WRITTEN TASK:
Say how many lines in the records include the string "React", adding no other words.
* BEGIN DATA RECORDS *
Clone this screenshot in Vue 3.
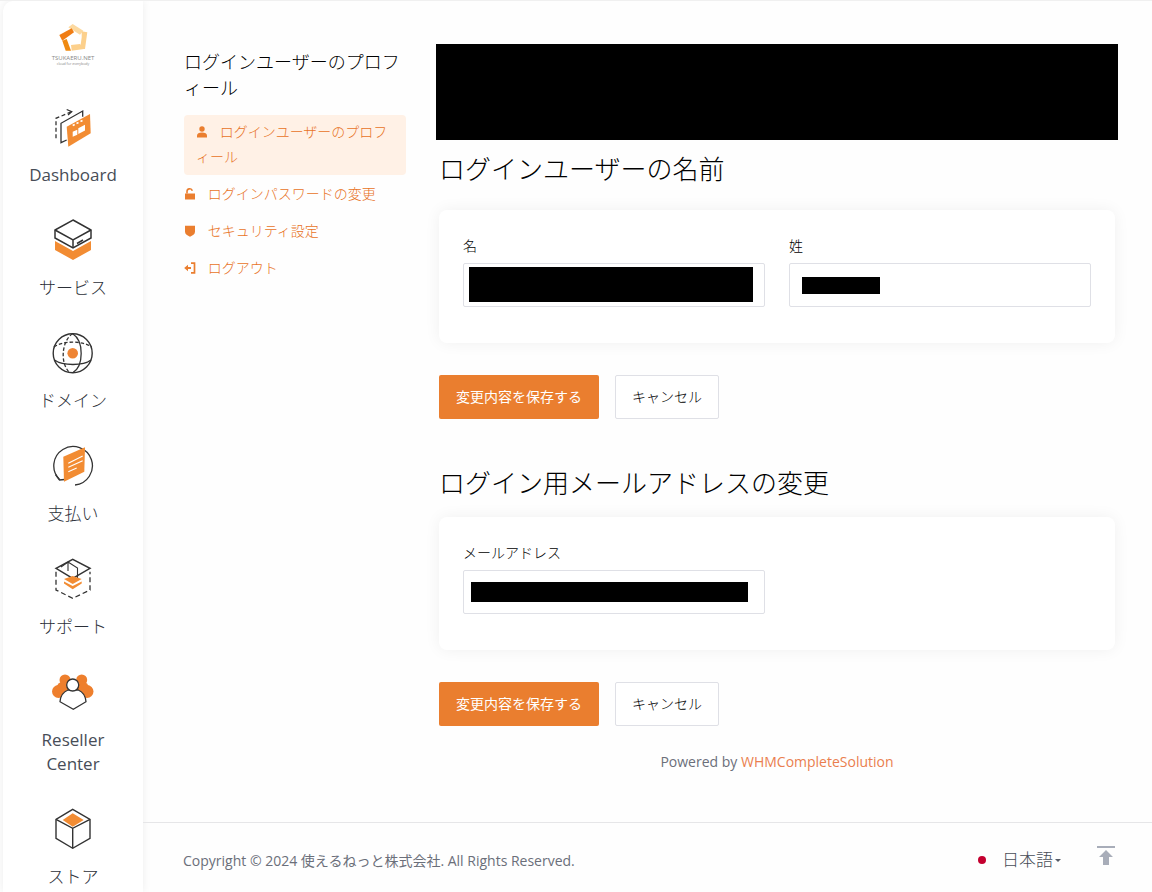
* END DATA RECORDS *
* BEGIN DATA RECORDS *
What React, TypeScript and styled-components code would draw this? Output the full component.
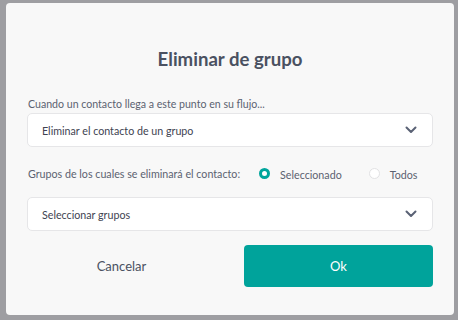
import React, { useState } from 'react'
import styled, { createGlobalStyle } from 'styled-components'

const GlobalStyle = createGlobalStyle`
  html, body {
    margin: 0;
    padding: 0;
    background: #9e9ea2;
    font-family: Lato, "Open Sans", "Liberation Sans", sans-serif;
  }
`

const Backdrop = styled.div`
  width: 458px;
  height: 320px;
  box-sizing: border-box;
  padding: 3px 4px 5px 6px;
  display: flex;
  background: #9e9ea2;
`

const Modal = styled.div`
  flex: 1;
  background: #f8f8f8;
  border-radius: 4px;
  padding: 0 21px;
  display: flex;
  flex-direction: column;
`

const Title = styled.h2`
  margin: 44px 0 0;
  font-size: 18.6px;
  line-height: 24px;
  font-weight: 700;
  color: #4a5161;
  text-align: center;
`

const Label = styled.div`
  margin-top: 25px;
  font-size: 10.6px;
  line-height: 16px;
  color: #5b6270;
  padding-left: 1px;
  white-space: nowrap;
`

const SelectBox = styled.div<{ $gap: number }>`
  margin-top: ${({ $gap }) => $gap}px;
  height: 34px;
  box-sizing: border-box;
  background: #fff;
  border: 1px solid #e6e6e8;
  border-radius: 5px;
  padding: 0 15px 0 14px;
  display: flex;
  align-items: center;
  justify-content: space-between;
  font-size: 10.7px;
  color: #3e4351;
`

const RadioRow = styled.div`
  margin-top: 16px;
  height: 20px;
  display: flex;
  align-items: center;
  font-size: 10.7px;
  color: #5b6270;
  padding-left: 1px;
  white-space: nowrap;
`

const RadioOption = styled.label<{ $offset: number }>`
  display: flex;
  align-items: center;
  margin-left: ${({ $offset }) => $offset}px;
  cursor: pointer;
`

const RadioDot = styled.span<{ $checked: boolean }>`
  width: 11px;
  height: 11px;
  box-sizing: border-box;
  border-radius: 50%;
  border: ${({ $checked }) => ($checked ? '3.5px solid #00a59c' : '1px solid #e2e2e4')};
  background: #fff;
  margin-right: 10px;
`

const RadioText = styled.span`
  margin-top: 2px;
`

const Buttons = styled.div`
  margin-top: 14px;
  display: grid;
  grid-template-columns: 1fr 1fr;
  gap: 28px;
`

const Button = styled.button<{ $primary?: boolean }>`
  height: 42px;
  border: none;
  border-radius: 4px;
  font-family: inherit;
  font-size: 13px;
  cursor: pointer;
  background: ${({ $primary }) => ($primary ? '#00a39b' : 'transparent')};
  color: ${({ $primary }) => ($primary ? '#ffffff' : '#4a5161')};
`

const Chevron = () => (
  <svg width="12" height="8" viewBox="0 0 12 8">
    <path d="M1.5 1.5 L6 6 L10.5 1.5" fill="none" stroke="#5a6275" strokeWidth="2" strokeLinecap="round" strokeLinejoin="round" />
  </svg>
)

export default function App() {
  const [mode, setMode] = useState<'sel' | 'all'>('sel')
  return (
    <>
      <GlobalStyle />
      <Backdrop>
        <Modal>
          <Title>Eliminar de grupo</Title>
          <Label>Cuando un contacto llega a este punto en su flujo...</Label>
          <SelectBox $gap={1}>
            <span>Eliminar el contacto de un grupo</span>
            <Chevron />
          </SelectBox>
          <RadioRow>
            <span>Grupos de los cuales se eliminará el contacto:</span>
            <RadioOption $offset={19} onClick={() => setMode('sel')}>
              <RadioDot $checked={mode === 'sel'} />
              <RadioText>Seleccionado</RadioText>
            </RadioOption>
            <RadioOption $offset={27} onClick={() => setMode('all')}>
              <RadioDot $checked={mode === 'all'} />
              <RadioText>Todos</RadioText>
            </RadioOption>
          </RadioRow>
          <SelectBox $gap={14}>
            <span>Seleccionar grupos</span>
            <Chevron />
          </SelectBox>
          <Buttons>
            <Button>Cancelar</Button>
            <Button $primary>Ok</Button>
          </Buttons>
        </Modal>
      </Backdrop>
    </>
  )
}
* END DATA RECORDS *
EXERCISE OUTPUT:
2